La vignetta

Avete mai pensato, gentili amici lettori, al motivo per il quale quei disegni satirici o umoristici, spesso senza parole, che appaiono sulle pagine dei quotidiani o dei settimanali prendono il nome di vignetta? Una piccola vigna dalla quale, è risaputo, possiamo ottenere un ottimo vino cosa ha che vedere con un disegno?
Apparentemente nulla, ma tra il disegno e la piccola vigna c’è una relazione strettissima. Occorre sapere, dunque, che anticamente, soprattutto durante il secolo XVI, gli editori erano soliti ornare i libri con bellissime incisioni floreali. Se vi capita tra le mani un libro di quell’epoca (basta andare in una biblioteca ben fornita) vi potete rendere conto personalmente della bellezza di quelle incisioni.

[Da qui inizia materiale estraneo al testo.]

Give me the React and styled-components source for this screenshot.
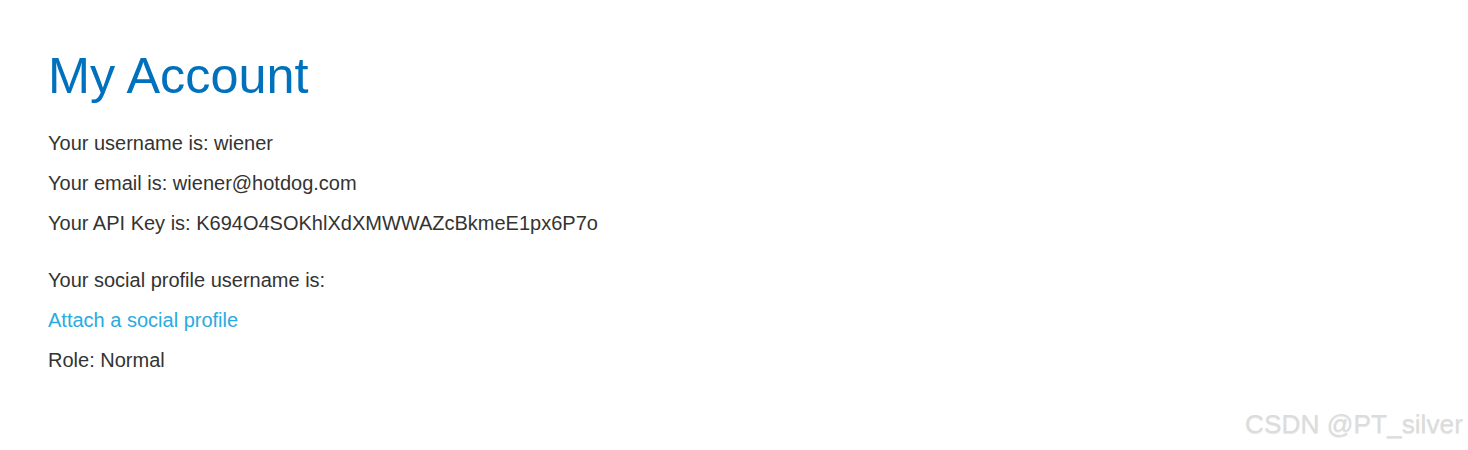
import React from "react";
import styled, { createGlobalStyle } from "styled-components";

const GlobalStyle = createGlobalStyle`
  html, body {
    margin: 0;
    padding: 0;
    background: #ffffff;
  }
  body {
    font-family: "Liberation Sans", Arial, sans-serif;
  }
`;

const Page = styled.main`
  position: relative;
  width: 1468px;
  height: 450px;
  box-sizing: border-box;
  padding: 47px 48px 0;
  display: flex;
  flex-direction: column;
  overflow: hidden;
`;

const Title = styled.h1`
  margin: 0 0 18px;
  font-size: 50.4px;
  line-height: 58px;
  font-weight: 400;
  color: #0071bc;
`;

const Group = styled.section`
  display: flex;
  flex-direction: column;
  margin-bottom: ${(p) => p.$gap || 0}px;
`;

const Line = styled.p`
  margin: 0;
  font-size: 20px;
  line-height: 40px;
  color: #333332;
`;

const Link = styled.a`
  font-size: 20px;
  line-height: 40px;
  color: #29abe2;
  text-decoration: none;
  cursor: pointer;
`;

const Watermark = styled.div`
  position: absolute;
  right: 5px;
  bottom: 10px;
  font-size: 26.3px;
  color: #dcdcdc;
  text-shadow: 0 1px 1px rgba(0, 0, 0, 0.1);
`;

export default function App() {
  return (
    <>
      <GlobalStyle />
      <Page>
        <Title>My Account</Title>
        <Group $gap={17}>
          <Line>Your username is: wiener</Line>
          <Line>Your email is: wiener@hotdog.com</Line>
          <Line>Your API Key is: K694O4SOKhlXdXMWWAZcBkmeE1px6P7o</Line>
        </Group>
        <Group>
          <Line>Your social profile username is:</Line>
          <Line>
            <Link>Attach a social profile</Link>
          </Line>
          <Line>Role: Normal</Line>
        </Group>
        <Watermark>CSDN @PT_silver</Watermark>
      </Page>
    </>
  );
}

Gli editori, dicevamo, non solo facevano frontespizi (la prima pagina dei libri, la copertina) ornatissimi ma decoravano intere pagine e l’inizio di ogni capitolo. Queste decorazioni rappresentavano, il più delle volte, tralci e viticci. Come accade spesso, in questi casi quei disegni furono battezzati ‘vignetta’ perché rappresentavano, per l’appunto, dei pampini di vite.
Con il trascorrere del tempo il termine vignetta acquistò l’accezione più generale di illustrazione, anche se i disegni che rappresentava non erano di natura vegetale. Per gli amatori della lingua pura – sarà bene precisarlo – vignetta era un termine condannato dai puristi dell’Ottocento perché deriva dal francese vignette (piccola vigna); bisognava dire, all’epoca, figurina, disegnino.
Va da sé che oggi il vocabolo barbaro è entrato a pieno titolo nell’idioma nazionale ed è riportato da tutti i vocabolari acquisendo il significato di disegno umoristico o satirico.